The hotly debated topic of sustainability draws more and more attention from a wide range of stakeholders and makes companies increasingly concerned about their “sustainability” stance. What do we mean by sustainability? Here we are not talking just in environmental terms as the common misconception around sustainability goes. Sustainability is not just about ensuring biodiversity, healthy ecosystems and environment, but a comprehensive consideration about environmental, social and governance issues, which drive strategic thinking and competitiveness in the current corporate environment. With the recent publication of the 2015 ranking of the world’s most sustainable companies – to be officially released at the World Economic Forum in Davos, Switzerland – the interest in sustainability reaches new heights. The idea of sustainable, and responsible, modus operandi has been consistently at the forefront of the discourse, capturing the interest of the corporate world. Now investors request information on sustainability performance and the so-called “key performance indicators” are the new guiding principles used to measure how “sustainable” your company is.
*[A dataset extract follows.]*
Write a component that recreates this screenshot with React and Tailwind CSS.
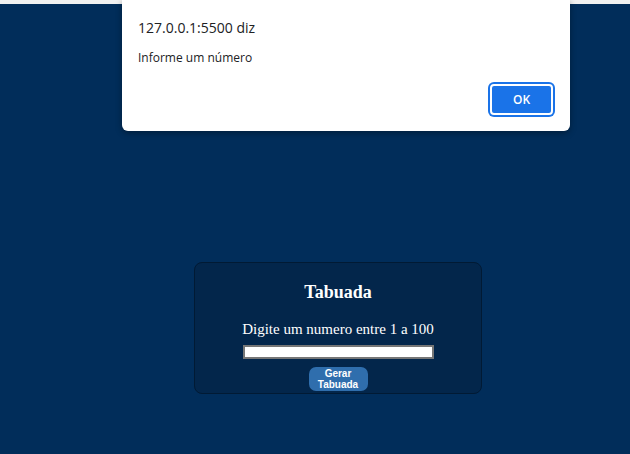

As it happens to be at the beginning of 2015 it is all about sustainability and everyone seeks the sustainable route. However, is the change to sustainability worth it? Or is it all about keeping pace with the world’s corporate trends? Our experts have very convincing answers to these questions and much more…
Your Company’s Transition: From Traditional to Sustainable
Despite the fact that there is a plethora of companies established with no or minimal concern about sustainability issues, with the new global corporate trends, companies slowly but certainly shift their future outlook towards sustainability. Eccles, Miller and Serafeim discuss here the transition from traditional to sustainable company and provide in-depth insights into the know-how of turning your company into a sustainability champion. A little hint on the proposed transformation framework by our experts is the focus on leadership commitment and external engagement in the first stage and, later on, emphasis on employee engagement and the pertinent mechanisms of execution. Additionally, they argue that the organizational culture of the company can play a significant role in the transition from traditional to a sustainable company; high levels of trust, innovation and change capabilities have the potential to facilitate this transition process even to a further extent. This framework can guide the transformational journey of companies towards the goal of placing sustainability at the forefront of their operations.
The drive towards sustainability definitely comes across as the global corporate trend, but what do companies gain from this transition to sustainability?
How to Outperform? – Be Crazy about Sustainability
With a sound empirical basis Eccles, Ioannou and Serafeim argue here that companies that have already embraced sustainability at the core of their operations significantly outperform in the long-term their counterparts in stock market and accounting performance. Some other intriguing points from this study include the fact that the executive body of High Sustainability companies is highly likely to be very engaged with sustainability issues and that the decision-making at the top leadership level is greatly influenced by sustainability metrics. The outperformance of High Sustainability companies can also be attributed to their established stakeholder engagement practices, their long-term outlook in terms of their business ventures and their commitment to accountability and transparency with disclosures of nonfinancial information.
It appears sustainability is not a new corporate “craze”, but a warranted innovation in the way companies think about and operate their business. Becoming a High Sustainability company not only transforms the firm in a positive way, but also guarantees strong performance in the long-term, better brand image, and higher chance to be the next world’s sustainability leader.